### Task statement
Make an exact copy of the records, dropping all pictures.

(Web page code records)
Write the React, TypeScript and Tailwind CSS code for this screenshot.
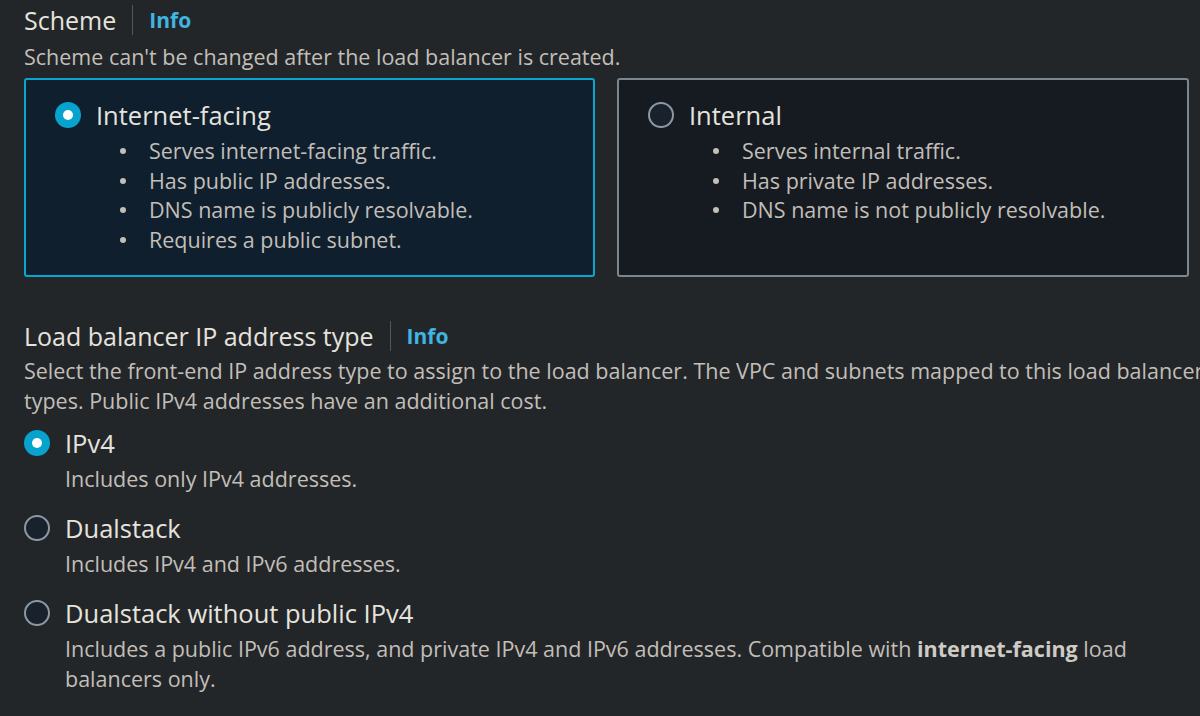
const font = { fontFamily: '"Open Sans", "Noto Sans", sans-serif' }

function Radio({ checked }: { checked: boolean }) {
  if (checked) {
    return (
      <span className="flex h-[26px] w-[26px] shrink-0 items-center justify-center rounded-full bg-[#07a3cf]">
        <span className="h-[10px] w-[10px] rounded-full bg-white" />
      </span>
    )
  }
  return <span className="h-[26px] w-[26px] shrink-0 rounded-full border-2 border-[#8c99a2] bg-[#18212c]" />
}

function Heading({ title }: { title: string }) {
  return (
    <div className="flex items-center">
      <h2 className="text-[25px] leading-[32px] text-[#e6e3de]">{title}</h2>
      <span className="mx-4 h-[30px] w-px bg-[#4f5760]" />
      <a className="text-[21px] font-bold leading-[32px] text-[#40b5e0]">Info</a>
    </div>
  )
}

function Tile({ checked, label, items }: { checked: boolean; label: string; items: string[] }) {
  return (
    <div
      className={
        checked
          ? 'h-[199px] w-[571px] rounded-[3px] border-2 border-[#0aa5d0] bg-[#0f1f2d] pl-[29px] pt-[19px]'
          : 'h-[199px] w-[572px] rounded-[3px] border-2 border-[#7b868f] bg-[#161b21] pl-[29px] pt-[19px]'
      }
    >
      <div className="flex items-center gap-[15px]">
        <Radio checked={checked} />
        <span className="text-[25.5px] leading-[32px] text-[#e6e3de]">{label}</span>
      </div>
      <ul className="mt-[5px] pl-[65px]">
        {items.map((t) => (
          <li key={t} className="flex items-center text-[21.5px] leading-[29.7px] text-[#c2beb8]">
            <span className="mr-[23px] h-[6px] w-[6px] rounded-full bg-[#c2beb8]" />
            {t}
          </li>
        ))}
      </ul>
    </div>
  )
}

function Option({ checked, label, children }: { checked: boolean; label: string; children: React.ReactNode }) {
  return (
    <div>
      <div className="flex items-center gap-[15px]">
        <Radio checked={checked} />
        <span className="text-[25.5px] leading-[32px] text-[#e6e3de]">{label}</span>
      </div>
      <p className="mt-[5px] whitespace-nowrap pl-[41px] text-[21.5px] leading-[30px] text-[#c2beb8]">{children}</p>
    </div>
  )
}

export default function App() {
  return (
    <div className="h-[716px] w-[1200px] overflow-hidden bg-[#232629] pl-6 pt-1" style={font}>
      <div className="w-[1600px]">
        <Heading title="Scheme" />
        <p className="mt-[6px] text-[21.5px] leading-[30px] text-[#c2beb8]">
          Scheme can't be changed after the load balancer is created.
        </p>

        {/* Scheme tiles */}
        <div className="mt-[6px] flex gap-[22px]">
          <Tile
            checked
            label="Internet-facing"
            items={[
              'Serves internet-facing traffic.',
              'Has public IP addresses.',
              'DNS name is publicly resolvable.',
              'Requires a public subnet.',
            ]}
          />
          <Tile
            checked={false}
            label="Internal"
            items={['Serves internal traffic.', 'Has private IP addresses.', 'DNS name is not publicly resolvable.']}
          />
        </div>

        <div className="mt-[43px]">
          <Heading title="Load balancer IP address type" />
        </div>
        <p className="mt-[4px] whitespace-nowrap text-[21.5px] leading-[30px] text-[#c2beb8]">
          Select the front-end IP address type to assign to the load balancer. The VPC and subnets mapped to this load
          balancer must include the selected IP address
          <br />
          types. Public IPv4 addresses have an additional cost.
        </p>

        <div className="mt-[11px] flex flex-col gap-[18px]">
          <Option checked label="IPv4">
            Includes only IPv4 addresses.
          </Option>
          <Option checked={false} label="Dualstack">
            Includes IPv4 and IPv6 addresses.
          </Option>
          <Option checked={false} label="Dualstack without public IPv4">
            Includes a public IPv6 address, and private IPv4 and IPv6 addresses. Compatible with{' '}
            <b className="font-bold text-[#cfcbc5]">internet-facing</b> load
            <br />
            balancers only.
          </Option>
        </div>
      </div>
    </div>
  )
}
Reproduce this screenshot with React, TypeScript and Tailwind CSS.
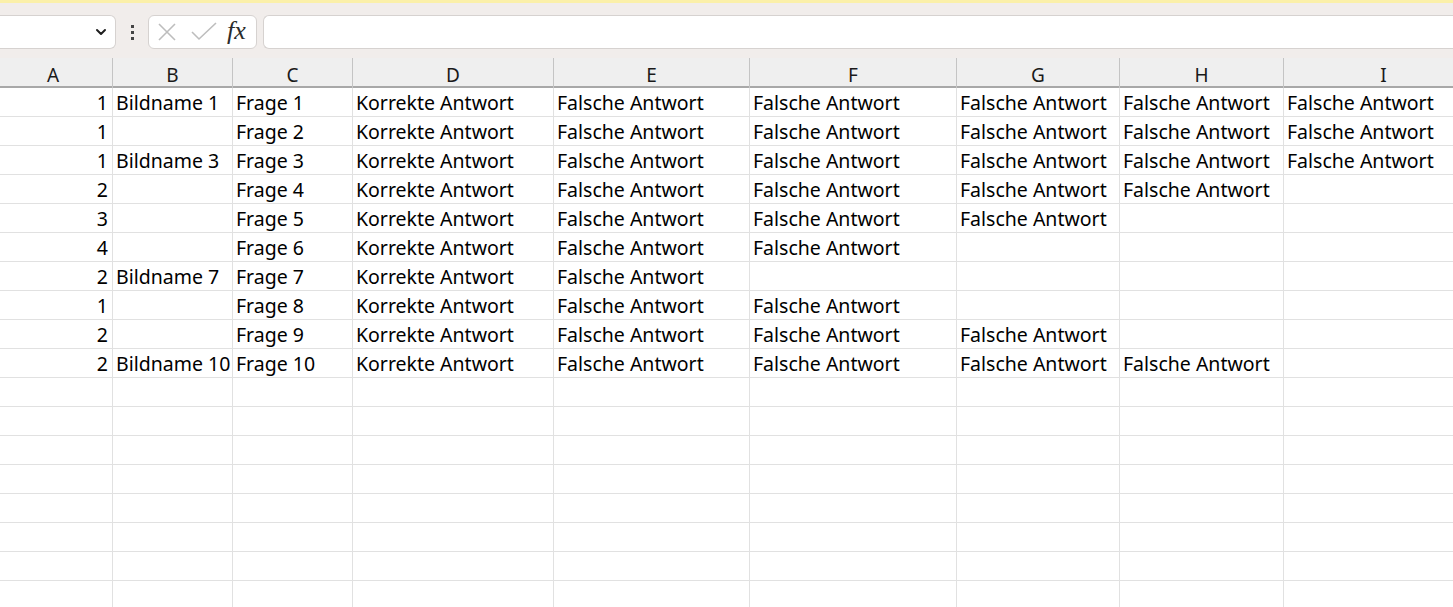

### Final answer
Write the React, TypeScript and Tailwind CSS code for this screenshot.
const font = { fontFamily: '"Open Sans", "Noto Sans", sans-serif' }

function Radio({ checked }: { checked: boolean }) {
  if (checked) {
    return (
      <span className="flex h-[26px] w-[26px] shrink-0 items-center justify-center rounded-full bg-[#07a3cf]">
        <span className="h-[10px] w-[10px] rounded-full bg-white" />
      </span>
    )
  }
  return <span className="h-[26px] w-[26px] shrink-0 rounded-full border-2 border-[#8c99a2] bg-[#18212c]" />
}

function Heading({ title }: { title: string }) {
  return (
    <div className="flex items-center">
      <h2 className="text-[25px] leading-[32px] text-[#e6e3de]">{title}</h2>
      <span className="mx-4 h-[30px] w-px bg-[#4f5760]" />
      <a className="text-[21px] font-bold leading-[32px] text-[#40b5e0]">Info</a>
    </div>
  )
}

function Tile({ checked, label, items }: { checked: boolean; label: string; items: string[] }) {
  return (
    <div
      className={
        checked
          ? 'h-[199px] w-[571px] rounded-[3px] border-2 border-[#0aa5d0] bg-[#0f1f2d] pl-[29px] pt-[19px]'
          : 'h-[199px] w-[572px] rounded-[3px] border-2 border-[#7b868f] bg-[#161b21] pl-[29px] pt-[19px]'
      }
    >
      <div className="flex items-center gap-[15px]">
        <Radio checked={checked} />
        <span className="text-[25.5px] leading-[32px] text-[#e6e3de]">{label}</span>
      </div>
      <ul className="mt-[5px] pl-[65px]">
        {items.map((t) => (
          <li key={t} className="flex items-center text-[21.5px] leading-[29.7px] text-[#c2beb8]">
            <span className="mr-[23px] h-[6px] w-[6px] rounded-full bg-[#c2beb8]" />
            {t}
          </li>
        ))}
      </ul>
    </div>
  )
}

function Option({ checked, label, children }: { checked: boolean; label: string; children: React.ReactNode }) {
  return (
    <div>
      <div className="flex items-center gap-[15px]">
        <Radio checked={checked} />
        <span className="text-[25.5px] leading-[32px] text-[#e6e3de]">{label}</span>
      </div>
      <p className="mt-[5px] whitespace-nowrap pl-[41px] text-[21.5px] leading-[30px] text-[#c2beb8]">{children}</p>
    </div>
  )
}

export default function App() {
  return (
    <div className="h-[716px] w-[1200px] overflow-hidden bg-[#232629] pl-6 pt-1" style={font}>
      <div className="w-[1600px]">
        <Heading title="Scheme" />
        <p className="mt-[6px] text-[21.5px] leading-[30px] text-[#c2beb8]">
          Scheme can't be changed after the load balancer is created.
        </p>

        {/* Scheme tiles */}
        <div className="mt-[6px] flex gap-[22px]">
          <Tile
            checked
            label="Internet-facing"
            items={[
              'Serves internet-facing traffic.',
              'Has public IP addresses.',
              'DNS name is publicly resolvable.',
              'Requires a public subnet.',
            ]}
          />
          <Tile
            checked={false}
            label="Internal"
            items={['Serves internal traffic.', 'Has private IP addresses.', 'DNS name is not publicly resolvable.']}
          />
        </div>

        <div className="mt-[43px]">
          <Heading title="Load balancer IP address type" />
        </div>
        <p className="mt-[4px] whitespace-nowrap text-[21.5px] leading-[30px] text-[#c2beb8]">
          Select the front-end IP address type to assign to the load balancer. The VPC and subnets mapped to this load
          balancer must include the selected IP address
          <br />
          types. Public IPv4 addresses have an additional cost.
        </p>

        <div className="mt-[11px] flex flex-col gap-[18px]">
          <Option checked label="IPv4">
            Includes only IPv4 addresses.
          </Option>
          <Option checked={false} label="Dualstack">
            Includes IPv4 and IPv6 addresses.
          </Option>
          <Option checked={false} label="Dualstack without public IPv4">
            Includes a public IPv6 address, and private IPv4 and IPv6 addresses. Compatible with{' '}
            <b className="font-bold text-[#cfcbc5]">internet-facing</b> load
            <br />
            balancers only.
          </Option>
        </div>
      </div>
    </div>
  )
}
Reproduce this screenshot with React, TypeScript and Tailwind CSS.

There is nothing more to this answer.